### Work to be completed
Pick out and copy every line below that has the word "this".

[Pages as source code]
⁂

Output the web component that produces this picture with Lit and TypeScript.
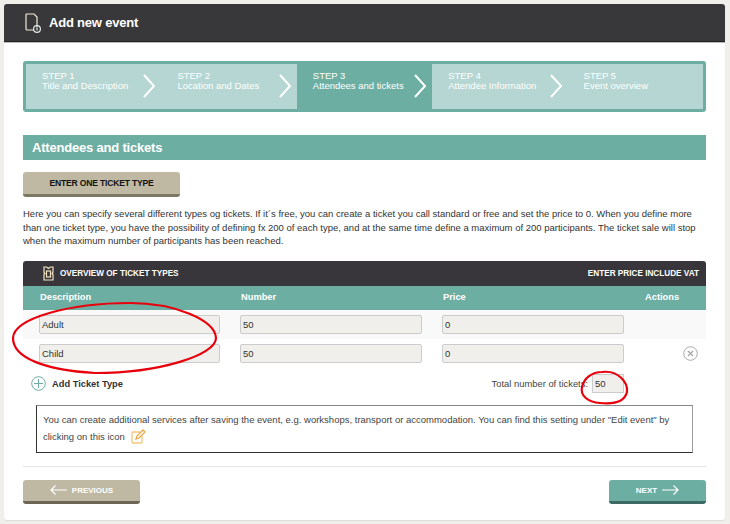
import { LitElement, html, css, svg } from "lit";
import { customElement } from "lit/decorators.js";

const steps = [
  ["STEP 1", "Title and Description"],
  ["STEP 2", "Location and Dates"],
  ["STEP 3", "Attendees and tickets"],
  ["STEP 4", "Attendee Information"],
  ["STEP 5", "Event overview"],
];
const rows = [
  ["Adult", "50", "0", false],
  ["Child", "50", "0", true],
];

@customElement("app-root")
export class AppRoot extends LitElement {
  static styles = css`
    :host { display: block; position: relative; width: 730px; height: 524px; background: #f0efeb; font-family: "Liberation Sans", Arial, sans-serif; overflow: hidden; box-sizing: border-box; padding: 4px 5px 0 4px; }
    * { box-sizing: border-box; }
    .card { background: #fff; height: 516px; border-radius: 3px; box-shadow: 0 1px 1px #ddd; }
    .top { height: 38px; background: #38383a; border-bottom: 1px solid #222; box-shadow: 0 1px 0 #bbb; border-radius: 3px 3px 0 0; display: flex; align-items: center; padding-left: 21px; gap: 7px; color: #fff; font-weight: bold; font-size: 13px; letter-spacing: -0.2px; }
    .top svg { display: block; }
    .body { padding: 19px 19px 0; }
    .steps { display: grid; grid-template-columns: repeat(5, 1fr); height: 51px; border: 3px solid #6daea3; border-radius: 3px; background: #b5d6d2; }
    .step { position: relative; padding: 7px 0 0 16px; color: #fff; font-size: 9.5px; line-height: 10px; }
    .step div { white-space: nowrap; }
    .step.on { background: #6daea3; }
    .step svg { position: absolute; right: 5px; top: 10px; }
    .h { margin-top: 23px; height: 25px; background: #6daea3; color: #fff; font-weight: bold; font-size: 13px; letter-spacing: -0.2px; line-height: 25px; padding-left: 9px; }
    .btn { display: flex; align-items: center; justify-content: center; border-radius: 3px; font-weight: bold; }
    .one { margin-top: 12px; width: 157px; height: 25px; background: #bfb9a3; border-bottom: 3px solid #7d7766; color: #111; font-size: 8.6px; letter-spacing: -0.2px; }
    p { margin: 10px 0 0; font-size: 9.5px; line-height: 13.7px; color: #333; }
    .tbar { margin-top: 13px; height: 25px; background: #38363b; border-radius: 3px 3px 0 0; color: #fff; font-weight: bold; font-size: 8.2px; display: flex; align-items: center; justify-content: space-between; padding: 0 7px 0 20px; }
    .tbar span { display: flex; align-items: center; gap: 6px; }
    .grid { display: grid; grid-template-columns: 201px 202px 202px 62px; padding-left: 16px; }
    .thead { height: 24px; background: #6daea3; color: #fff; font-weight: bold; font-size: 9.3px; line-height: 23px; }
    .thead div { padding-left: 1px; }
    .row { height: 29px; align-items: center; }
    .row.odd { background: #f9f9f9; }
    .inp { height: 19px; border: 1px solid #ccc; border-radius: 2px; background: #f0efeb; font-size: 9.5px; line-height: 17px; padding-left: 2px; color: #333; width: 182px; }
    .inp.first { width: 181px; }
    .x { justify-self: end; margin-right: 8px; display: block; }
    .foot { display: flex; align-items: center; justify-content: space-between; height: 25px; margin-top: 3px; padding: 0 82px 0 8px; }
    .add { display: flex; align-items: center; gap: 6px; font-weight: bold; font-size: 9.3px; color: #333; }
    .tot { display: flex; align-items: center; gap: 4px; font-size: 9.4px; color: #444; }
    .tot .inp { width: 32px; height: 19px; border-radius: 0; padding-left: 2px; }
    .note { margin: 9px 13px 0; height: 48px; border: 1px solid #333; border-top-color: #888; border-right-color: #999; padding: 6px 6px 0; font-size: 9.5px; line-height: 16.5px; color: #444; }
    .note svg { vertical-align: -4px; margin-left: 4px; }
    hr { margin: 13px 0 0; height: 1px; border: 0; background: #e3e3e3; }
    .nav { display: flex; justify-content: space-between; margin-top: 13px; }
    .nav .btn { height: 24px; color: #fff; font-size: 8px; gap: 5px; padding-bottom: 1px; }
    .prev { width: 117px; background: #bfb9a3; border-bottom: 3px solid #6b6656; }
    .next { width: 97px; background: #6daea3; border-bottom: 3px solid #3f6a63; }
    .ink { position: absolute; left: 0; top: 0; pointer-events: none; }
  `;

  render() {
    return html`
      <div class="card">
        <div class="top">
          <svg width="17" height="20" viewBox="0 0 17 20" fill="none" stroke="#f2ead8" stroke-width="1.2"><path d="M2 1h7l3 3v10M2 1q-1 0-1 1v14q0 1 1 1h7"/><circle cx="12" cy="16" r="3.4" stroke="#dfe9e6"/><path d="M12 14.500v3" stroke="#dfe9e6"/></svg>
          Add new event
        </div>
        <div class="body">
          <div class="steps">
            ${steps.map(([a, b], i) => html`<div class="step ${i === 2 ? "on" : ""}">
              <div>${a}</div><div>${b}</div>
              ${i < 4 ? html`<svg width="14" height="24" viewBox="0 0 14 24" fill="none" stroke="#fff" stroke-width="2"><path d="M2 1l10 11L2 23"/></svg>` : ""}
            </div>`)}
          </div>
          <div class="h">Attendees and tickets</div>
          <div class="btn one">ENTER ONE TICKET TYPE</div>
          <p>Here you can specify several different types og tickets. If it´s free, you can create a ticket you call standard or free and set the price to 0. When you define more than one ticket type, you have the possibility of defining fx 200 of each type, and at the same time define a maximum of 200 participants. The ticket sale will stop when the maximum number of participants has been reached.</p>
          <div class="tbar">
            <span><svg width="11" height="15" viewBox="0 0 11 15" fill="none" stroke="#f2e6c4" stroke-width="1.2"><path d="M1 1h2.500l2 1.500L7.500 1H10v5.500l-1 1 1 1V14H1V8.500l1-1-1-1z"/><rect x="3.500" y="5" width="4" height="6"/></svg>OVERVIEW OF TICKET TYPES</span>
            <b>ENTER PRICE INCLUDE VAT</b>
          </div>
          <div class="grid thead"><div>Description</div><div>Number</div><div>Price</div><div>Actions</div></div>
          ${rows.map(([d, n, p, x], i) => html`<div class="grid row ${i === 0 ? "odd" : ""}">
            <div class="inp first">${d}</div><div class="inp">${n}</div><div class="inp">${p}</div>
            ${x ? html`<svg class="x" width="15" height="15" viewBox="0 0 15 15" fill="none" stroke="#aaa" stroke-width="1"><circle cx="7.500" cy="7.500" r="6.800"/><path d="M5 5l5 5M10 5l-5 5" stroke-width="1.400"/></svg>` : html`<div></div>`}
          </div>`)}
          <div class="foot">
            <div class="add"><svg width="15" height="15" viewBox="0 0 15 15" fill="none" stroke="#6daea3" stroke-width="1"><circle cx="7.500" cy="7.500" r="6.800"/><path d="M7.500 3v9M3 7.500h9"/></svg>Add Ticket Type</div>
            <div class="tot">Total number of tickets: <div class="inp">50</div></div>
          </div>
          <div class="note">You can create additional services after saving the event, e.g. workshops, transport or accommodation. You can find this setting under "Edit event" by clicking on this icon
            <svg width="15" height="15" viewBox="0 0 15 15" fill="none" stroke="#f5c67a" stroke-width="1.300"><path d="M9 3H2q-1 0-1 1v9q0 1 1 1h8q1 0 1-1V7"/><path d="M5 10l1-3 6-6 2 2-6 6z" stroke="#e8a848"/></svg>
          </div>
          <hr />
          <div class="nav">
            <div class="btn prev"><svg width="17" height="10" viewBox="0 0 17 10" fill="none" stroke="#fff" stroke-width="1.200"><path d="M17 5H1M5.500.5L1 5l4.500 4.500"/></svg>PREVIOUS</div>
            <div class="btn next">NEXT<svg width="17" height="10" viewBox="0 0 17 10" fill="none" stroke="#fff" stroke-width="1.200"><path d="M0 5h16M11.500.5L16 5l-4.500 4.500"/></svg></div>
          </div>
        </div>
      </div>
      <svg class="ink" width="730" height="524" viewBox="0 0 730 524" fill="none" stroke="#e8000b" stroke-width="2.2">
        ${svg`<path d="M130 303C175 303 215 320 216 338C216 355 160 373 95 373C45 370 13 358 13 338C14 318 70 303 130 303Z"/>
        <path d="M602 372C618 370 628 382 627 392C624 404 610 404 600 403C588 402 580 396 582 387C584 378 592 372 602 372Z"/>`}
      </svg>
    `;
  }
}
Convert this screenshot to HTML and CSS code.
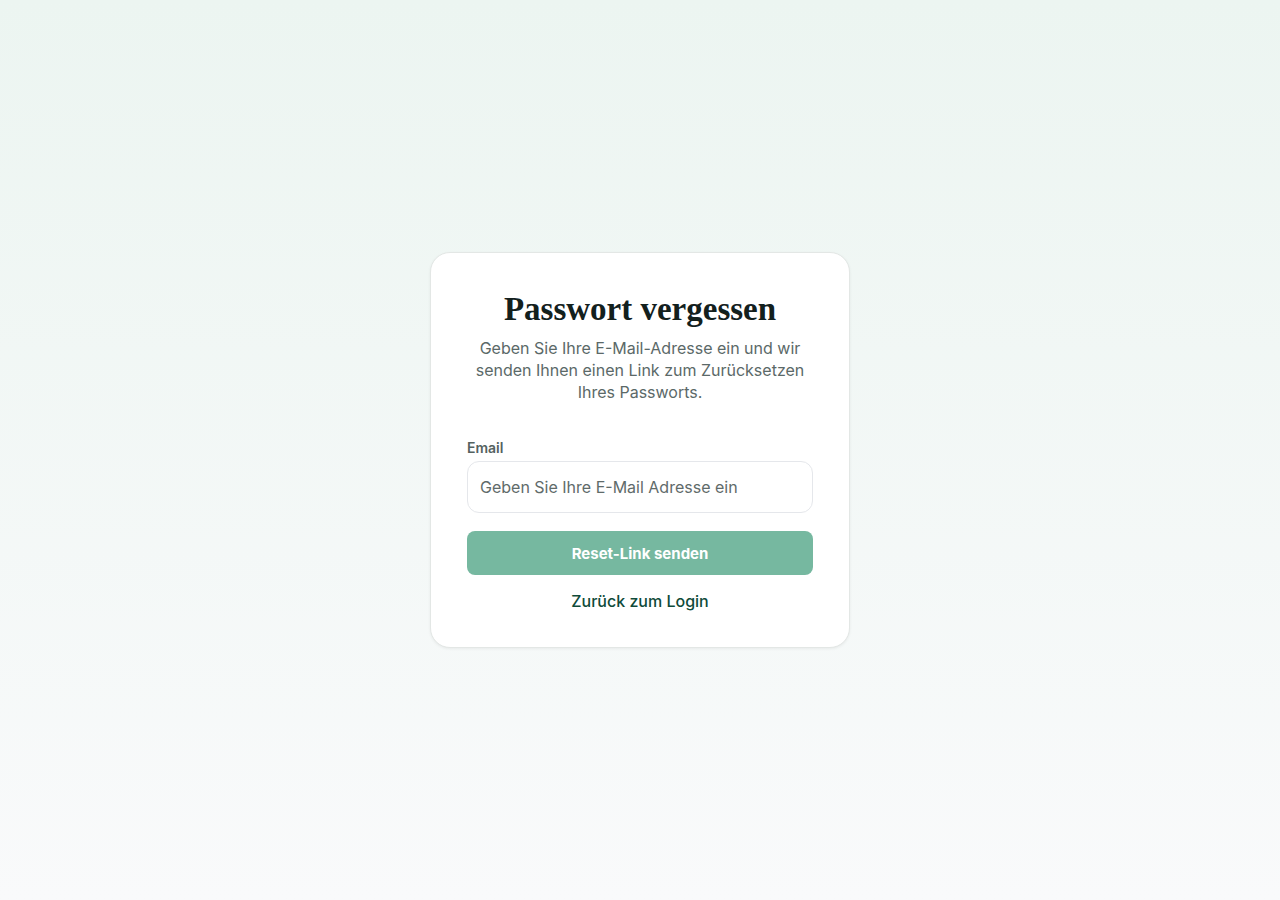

⁂

### Reply to the exercise
Output the web component that produces this picture with Lit and TypeScript.
          <div class="note">You can create additional services after saving the event, e.g. workshops, transport or accommodation. You can find this setting under "Edit event" by clicking on this icon
Convert this screenshot to HTML and CSS code.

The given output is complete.